ところが労働界は、このような対策の実効性に疑問を提起する。『緊迫した危険の憂慮』がどんな状況なのかに関する基準が準備されなければならず、作業中止で仕事が中断された時は『無給』に耐えなければならないために、権利行使に支障が生じないような補完策が必要だという指摘だ。民主労総のチェ・ミョンソン労働安全保健室長は「予防的な作業中止が実質的に作動するには、要件に安全保健措置の不備、猛暑・暴雨などの悪天候、顧客の暴言・暴行などを明示する必要がある」とし、「下請け労働者の作業中止権が保障されるには、その期間の賃金補填と、下請け業者の損失補填にも、対策が準備されなければならない」と話した。

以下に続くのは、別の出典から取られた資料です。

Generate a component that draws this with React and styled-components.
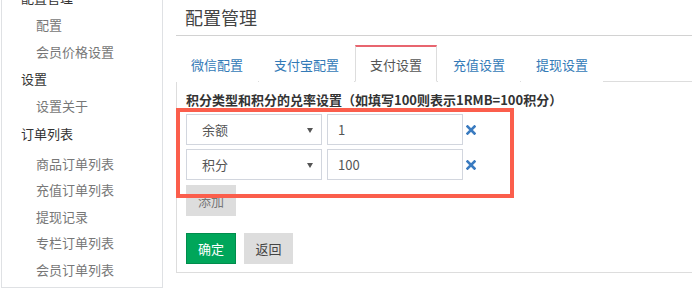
import styled, { createGlobalStyle } from "styled-components";

const GlobalStyle = createGlobalStyle`
  html, body {
    margin: 0;
    padding: 0;
    background: #fff;
    overflow: hidden;
  }
  body {
    font-family: "Noto Sans CJK SC", "Liberation Sans", sans-serif;
    font-size: 13px;
    color: #333;
  }
`;

const Page = styled.div`
  display: flex;
  align-items: flex-start;
  width: 720px;
  height: 297px;
`;

const Sidebar = styled.nav`
  width: 160px;
  margin-left: 1px;
  margin-top: -16px;
  padding-bottom: 4px;
  border: 1px solid #dfe1e4;
  border-top: none;
`;

const Group = styled.div`
  display: flex;
  flex-direction: column;
`;

const GroupTitle = styled.div`
  height: 28px;
  line-height: 28px;
  padding-left: 19px;
  color: #333;
  font-size: 13px;
`;

const SubList = styled.div`
  display: flex;
  flex-direction: column;
  padding-top: ${(p) => p.$offset || 0}px;
`;

const SubItem = styled.a`
  height: 26.5px;
  line-height: 26.5px;
  padding-left: 34px;
  color: #777;
  font-size: 13px;
  text-decoration: none;
`;

const Main = styled.main`
  flex: 1;
  margin-left: 13px;
`;

const Title = styled.h1`
  margin: 0;
  height: 35px;
  line-height: 34px;
  padding-left: 9px;
  font-size: 18px;
  font-weight: normal;
  color: #444;
  border-bottom: 1px solid #d2d2d2;
`;

const Tabs = styled.ul`
  display: flex;
  margin: 9px 0 0;
  padding: 0;
  list-style: none;
  border-bottom: 1px solid #ddd;
`;

const Tab = styled.li`
  height: 34px;
  line-height: 36px;
  margin-right: 1px;
  margin-bottom: -1px;
  padding: 0 14px;
  font-size: 13px;
  color: ${(p) => (p.$active ? "#555" : "#337ab7")};
  background: #fff;
  border: 1px solid ${(p) => (p.$active ? "#ddd" : "transparent")};
  border-top: 2px solid ${(p) => (p.$active ? "#e8656f" : "transparent")};
  border-bottom: 1px solid ${(p) => (p.$active ? "#fff" : "transparent")};
`;

const Panel = styled.section`
  position: relative;
  padding: 8px 0 8px 9px;
  border-left: 1px solid #ddd;
  border-bottom: 1px solid #ddd;
`;

const Heading = styled.div`
  line-height: 20px;
  font-size: 13px;
  font-weight: bold;
  color: #333;
`;

const Rows = styled.div`
  display: flex;
  flex-direction: column;
  gap: 4px;
  margin-top: 4px;
`;

const Row = styled.div`
  display: flex;
  align-items: center;
  gap: 5px;
`;

const SelectBox = styled.div`
  position: relative;
  box-sizing: border-box;
  width: 136px;
  height: 31px;
  line-height: 29px;
  padding-left: 15px;
  border: 1px solid #d2d6de;
  color: #555;
  &::after {
    content: "";
    position: absolute;
    right: 8px;
    top: 13px;
    border-left: 3px solid transparent;
    border-right: 3px solid transparent;
    border-top: 5px solid #555;
  }
`;

const TextInput = styled.input`
  box-sizing: border-box;
  width: 136px;
  height: 31px;
  padding: 0 10px;
  border: 1px solid #d2d6de;
  font-family: inherit;
  font-size: 13px;
  color: #555;
  outline: none;
`;

const RemoveIcon = styled.svg`
  margin-left: -2px;
  display: block;
`;

const Button = styled.button`
  box-sizing: border-box;
  height: 31px;
  padding: 0;
  border: 1px solid ${(p) => (p.$primary ? "#008d4c" : "#ddd")};
  border-radius: 0;
  background: ${(p) => (p.$primary ? "#00a65a" : "#dddddd")};
  color: ${(p) => (p.$primary ? "#fff" : "#444")};
  font-family: inherit;
  font-size: 13px;
  width: ${(p) => p.$width}px;
`;

const AddButton = styled(Button)`
  margin-top: 5px;
  color: #777;
`;

const Actions = styled.div`
  display: flex;
  gap: 8px;
  margin-top: 17px;
`;

const Highlight = styled.div`
  position: absolute;
  left: -1px;
  top: 26px;
  width: 338px;
  height: 90px;
  box-sizing: border-box;
  border: 4px solid #fb5e4c;
  pointer-events: none;
`;

const menu = [
  { title: "配置管理", items: ["配置", "会员价格设置"] },
  { title: "设置", items: ["设置关于"] },
  {
    title: "订单列表",
    offset: 3,
    items: ["商品订单列表", "充值订单列表", "提现记录", "专栏订单列表", "会员订单列表"],
  },
];

const tabs = ["微信配置", "支付宝配置", "支付设置", "充值设置", "提现设置"];

const rates = [
  { type: "余额", value: "1" },
  { type: "积分", value: "100" },
];

function Cross() {
  return (
    <RemoveIcon width="10" height="10" viewBox="0 0 10 10">
      <path d="M1.5 1.5 L8.5 8.5 M8.5 1.5 L1.5 8.5" stroke="#3a7bc0" strokeWidth="2.6" strokeLinecap="square" />
    </RemoveIcon>
  );
}

export default function App() {
  return (
    <>
      <GlobalStyle />
      <Page>
        <Sidebar>
          {menu.map((g) => (
            <Group key={g.title}>
              <GroupTitle>{g.title}</GroupTitle>
              <SubList $offset={g.offset}>
                {g.items.map((it) => (
                  <SubItem key={it}>{it}</SubItem>
                ))}
              </SubList>
            </Group>
          ))}
        </Sidebar>
        <Main>
          <Title>配置管理</Title>
          <Tabs>
            {tabs.map((t) => (
              <Tab key={t} $active={t === "支付设置"}>
                {t}
              </Tab>
            ))}
          </Tabs>
          <Panel>
            <Heading>积分类型和积分的兑率设置（如填写100则表示1RMB=100积分）</Heading>
            <Rows>
              {rates.map((r) => (
                <Row key={r.type}>
                  <SelectBox>{r.type}</SelectBox>
                  <TextInput defaultValue={r.value} />
                  <Cross />
                </Row>
              ))}
            </Rows>
            <AddButton $width={50}>添加</AddButton>
            <Actions>
              <Button $primary $width={50}>确定</Button>
              <Button $width={49}>返回</Button>
            </Actions>
            <Highlight />
          </Panel>
        </Main>
      </Page>
    </>
  );
}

名誉産業安全監督官制度も、実質的な活動を保障するための努力が不十分だと思われる。韓国労総のキム・グァンイル産業安全保健本部長は「名誉産業安全監督官制度は、委嘱をしたかしなかったかが重要なのではなく、安全保健活動を遂行できるように保障することが必要だ。」「現行のタイムオフ制度に規定された勤労時間免除限度だけでは、限界がある」と指摘した。

年間に多数が死亡時は『営業利益の5%』の課徴金
営業停止後、再発すれば登録抹消まで
総合対策のもう一つの核心内容は、重大災害を繰り返した企業に経済的制裁を課すことだ。重大災害処罰などに関する法律(重大災害処罰法)違反事件にはほとんどに執行猶予の判決が出て、労災発生なしに監督の過程で摘発した義務違反に対しては罰金刑に止まるために、企業の安全不感症が消えていないという判断からだ。
年間3人以上の死亡事故発生企業には課徴金を賦課する。「営業利益の5%以内、下限額30億ウォン」を適用するやり方だ。死亡者数・発生回数によって差別して賦課し、課徴金は労災予防に再投資されるように、労災予防補償保険基金に編入する。

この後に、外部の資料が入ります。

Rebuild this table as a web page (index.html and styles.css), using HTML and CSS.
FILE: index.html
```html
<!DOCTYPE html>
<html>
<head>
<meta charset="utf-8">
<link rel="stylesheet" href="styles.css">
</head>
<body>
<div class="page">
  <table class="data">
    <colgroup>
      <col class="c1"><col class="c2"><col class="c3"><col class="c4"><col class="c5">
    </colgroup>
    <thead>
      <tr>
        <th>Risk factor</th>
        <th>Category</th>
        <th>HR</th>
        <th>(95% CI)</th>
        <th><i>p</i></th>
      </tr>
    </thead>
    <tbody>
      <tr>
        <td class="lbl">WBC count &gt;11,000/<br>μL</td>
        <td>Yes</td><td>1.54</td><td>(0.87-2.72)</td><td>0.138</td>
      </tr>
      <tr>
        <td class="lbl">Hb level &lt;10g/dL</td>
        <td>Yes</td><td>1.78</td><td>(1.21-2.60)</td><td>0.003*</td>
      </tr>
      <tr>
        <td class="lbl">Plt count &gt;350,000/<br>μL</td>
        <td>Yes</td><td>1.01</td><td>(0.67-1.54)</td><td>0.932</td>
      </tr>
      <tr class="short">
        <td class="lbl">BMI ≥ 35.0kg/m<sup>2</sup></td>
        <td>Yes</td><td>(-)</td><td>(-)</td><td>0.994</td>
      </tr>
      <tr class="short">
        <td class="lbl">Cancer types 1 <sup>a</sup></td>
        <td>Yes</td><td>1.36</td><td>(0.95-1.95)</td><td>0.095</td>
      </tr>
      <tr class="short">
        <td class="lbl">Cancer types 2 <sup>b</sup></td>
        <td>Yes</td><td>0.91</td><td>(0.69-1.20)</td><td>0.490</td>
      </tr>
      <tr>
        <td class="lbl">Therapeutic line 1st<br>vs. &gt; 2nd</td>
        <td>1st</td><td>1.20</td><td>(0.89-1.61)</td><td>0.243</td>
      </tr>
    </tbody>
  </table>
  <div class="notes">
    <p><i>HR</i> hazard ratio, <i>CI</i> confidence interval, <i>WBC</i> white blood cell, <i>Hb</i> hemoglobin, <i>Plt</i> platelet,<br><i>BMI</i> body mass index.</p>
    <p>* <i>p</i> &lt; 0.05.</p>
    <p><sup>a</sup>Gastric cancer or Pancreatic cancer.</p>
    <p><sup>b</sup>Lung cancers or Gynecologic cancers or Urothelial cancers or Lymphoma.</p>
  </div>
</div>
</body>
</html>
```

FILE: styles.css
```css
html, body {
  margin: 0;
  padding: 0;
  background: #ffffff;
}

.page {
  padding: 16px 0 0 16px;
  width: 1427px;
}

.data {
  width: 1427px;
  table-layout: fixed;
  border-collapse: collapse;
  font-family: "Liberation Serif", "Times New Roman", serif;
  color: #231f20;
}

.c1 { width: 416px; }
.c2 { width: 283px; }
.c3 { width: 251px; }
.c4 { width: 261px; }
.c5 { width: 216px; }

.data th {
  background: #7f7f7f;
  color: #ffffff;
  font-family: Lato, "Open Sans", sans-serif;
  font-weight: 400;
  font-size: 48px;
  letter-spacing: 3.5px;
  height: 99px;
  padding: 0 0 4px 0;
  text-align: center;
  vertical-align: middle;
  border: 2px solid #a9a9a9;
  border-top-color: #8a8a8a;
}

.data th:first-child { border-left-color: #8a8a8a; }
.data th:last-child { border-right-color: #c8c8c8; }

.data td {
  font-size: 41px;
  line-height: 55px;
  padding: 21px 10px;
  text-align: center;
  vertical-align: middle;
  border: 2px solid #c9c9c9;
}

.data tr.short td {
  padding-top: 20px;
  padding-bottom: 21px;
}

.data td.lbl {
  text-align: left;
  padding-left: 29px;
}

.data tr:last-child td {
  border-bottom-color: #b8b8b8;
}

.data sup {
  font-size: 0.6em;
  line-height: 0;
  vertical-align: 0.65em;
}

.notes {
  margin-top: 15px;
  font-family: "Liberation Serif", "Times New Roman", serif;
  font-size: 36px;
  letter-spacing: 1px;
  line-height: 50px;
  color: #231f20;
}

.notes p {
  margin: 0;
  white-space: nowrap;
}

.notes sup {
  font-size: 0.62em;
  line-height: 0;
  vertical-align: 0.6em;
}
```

金栄勲長官は、「営業利益を(基準として例示した)理由は、売上高対比にした場合、課徴金の金額が、企業が耐えられる範囲を超えかねないと判断したため」で、「下限額の規定は、営業利益が発生しない公共部門の場合に備えて、定額を含めた」と説明した。
建設会社の営業停止要請要件も緩和する。現行の「同時2人以上死亡」から「年間多数死亡」に拡大する。今年、労働者4人が次々に亡くなったポスコE&Cの場合、『同時に』2人の労働者が死亡した事故は起きなかったが、『年間』に多数の労働者が死亡したので、制裁対象になり得る。営業停止後に再び死亡事故が再発すれば、登録抹消までできるように規定を新設する。11部署が所管する33の法律を全数調査し、建設業外の業種でも、「重大災害発生」を許・認可の取り消しや、営業停止の理由に含ませる予定だ。
重大災害が繰り返し発生した時は、公共事業の入札も制限される。現行は同時に2人以上が死亡する事故が発生すれば、二年間は公共入札への参加が制限されるが、これを「年間に3人以上、三年間制限」への法改正を推進する。
財界は、厳しい経済制裁を含む総合対策に反発した。経総はこの日、見解を出し「企業経営を根本的に制約し、ひいては企業の存廃を決定する全方位的な内容を含んでいる」として、「今後、対策が法制化される場合、個別企業はもちろん、関連企業と協力業者の経営に及ぼす波及力が大きく、これは国家経済にも深刻な悪影響を及ぼすものと憂慮される」と主張した。
長官、ワンポイント社会的対話を提案
キム・ヨンフン長官はこの日、安全な仕事場のための労使政代表者会議、すなわちワンポイント社会的対話を提案した。長官は「対策発表は終わりではなく、以後、具体的な制裁方案、予防・措置方案を労使が一緒に作っていこうと提案するもの」で、「経済的制裁方案に対して、法・制度化されるまで、労使政代表者会議を通じて現場の熟議性を高める方向で、深く議論して決める」と明らかにした。